In a recent conversation with Pinkvilla, acclaimed filmmaker Vishal Bhardwaj remembered the late actor Irrfan Khan. They have earlier collaborated on the 2004 crime-drama Maqbool, 7 Khoon Maaf in 2011, on 2014’s political action thriller - Haider, and on Vishal’s 2015 production - Talvar. “You miss Irrfan in every film. Every film I see, I make, when I see good cinema I miss Irrfan. That is the biggest loss, personal loss to me, and I think for the whole industry,” says Vishal Bhardwaj.
The filmmaker is presently promoting his son Aasmaan Bhardwaj’s directorial debut, which is headlined by Arjun Kapoor, Naseeruddin Shah, Tabu, Konkona Sensharma, Kumud Mishra, Radhika Madan and Shardul Bhardwaj. Meanwhile, Vishal and his movie’s leading man Arjun Kapoor opens up on the present state of the film industry, and what we have learnt from last year.
Arjun Kapoor on present state of cinema
“It's definitely a new phase, it's a new audience, a new audience’s thought process - they are far more educated in different kinds of content, and different ways of watching material. It's not only the big screen anymore. The taste has been altered by being at home, and their way of consuming entertainment has changed. But principally it's also what we were making, we have to adapt and change because our audience has improved. Also, somewhere we have to give more credit that our audience is sensible and intelligent. I think Kuttey is that kind of film,” says Arjun Kapoor.

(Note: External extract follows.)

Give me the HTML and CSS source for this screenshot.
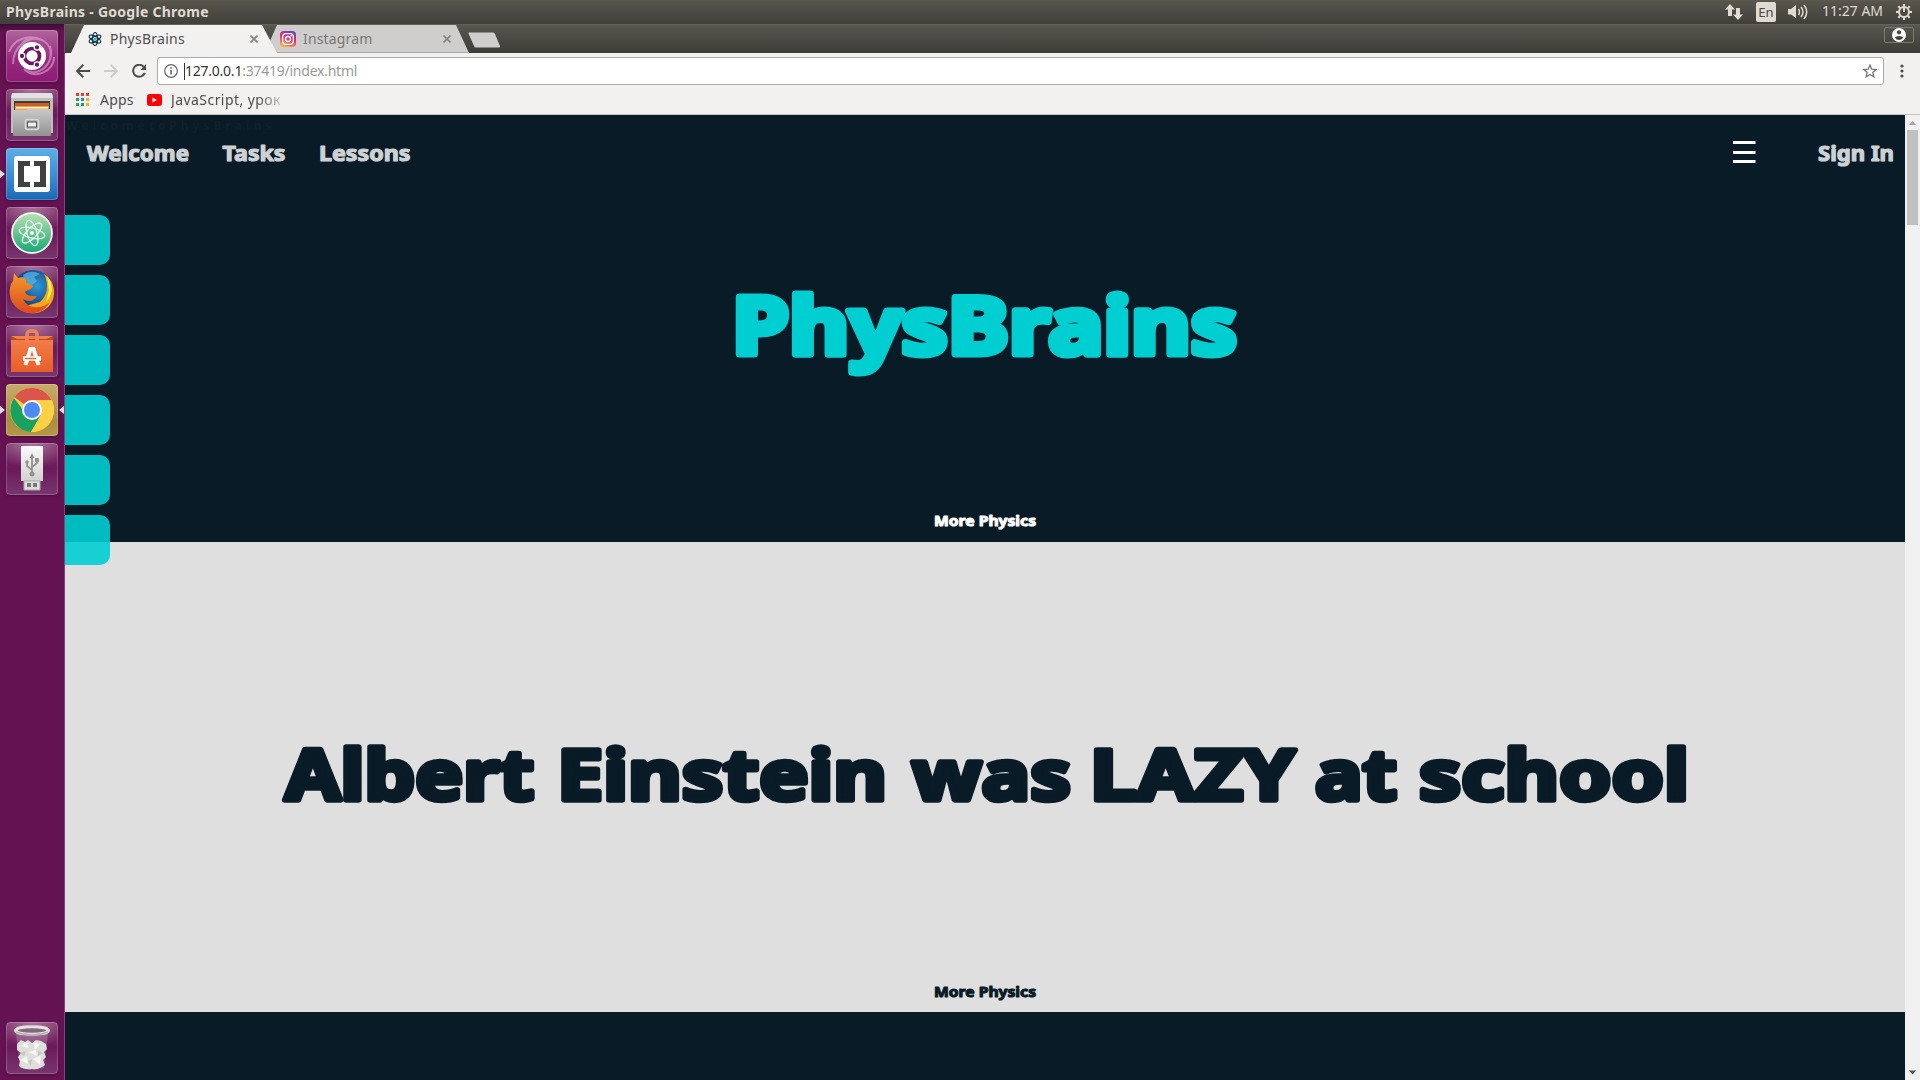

The actor states that in every profession one has to keep learning. “In our profession even more so because stakes are getting higher. It is very expensive to make films, it is very expensive for people to come and watch films. So you are dealing in an environment where stakes are getting higher because of what is happening in the world. The reality is that life is expensive, so you have to give people the bang for their buck. But you have to also know your audience. I think we somewhere are slightly disconnected from our audience now because there has been a disconnect because of the last two years - as people were not coming to theatres but were watching content at their homes,” says Kapoor.
He elaborates, “So we have to absorb it and it will take some time. We have to be very honest about it and we have to do better. Which I think no filmmaker is ever denying the fact that we are trying to do better, but you also as an audience have to look within and say what do you want to watch. Sometimes we always think that yeh daal do, yeh kar lo. We are perhaps may be stuck in a bit of a trap of appeasing everybody, and are not being pure to the audience that you want to actually connect with. So perhaps we will clean up the riff-raff and make more centred films, and more stories which deserve to be told. It’s a very overrated term ‘Content’ - but the fact is kahaani honi chahiye na film mein.”
Arjun Kapoor further explains, “At least I would be able to narrate it to someone, or maybe give a synopsis which has a beginning, middle and an end. With us sometimes what happens is we have a good idea, but maybe the story is left behind. So we are learning. The quality of writing, and the efforts to make sincere films - it will happen. I do believe I am a very positive person when the film industry is concerned because we have made some amazing films. You cannot take that away from the good work that we have done. It’s a testing phase to learn again, and adapt again, and I am sure we will - it’s just a matter of time.”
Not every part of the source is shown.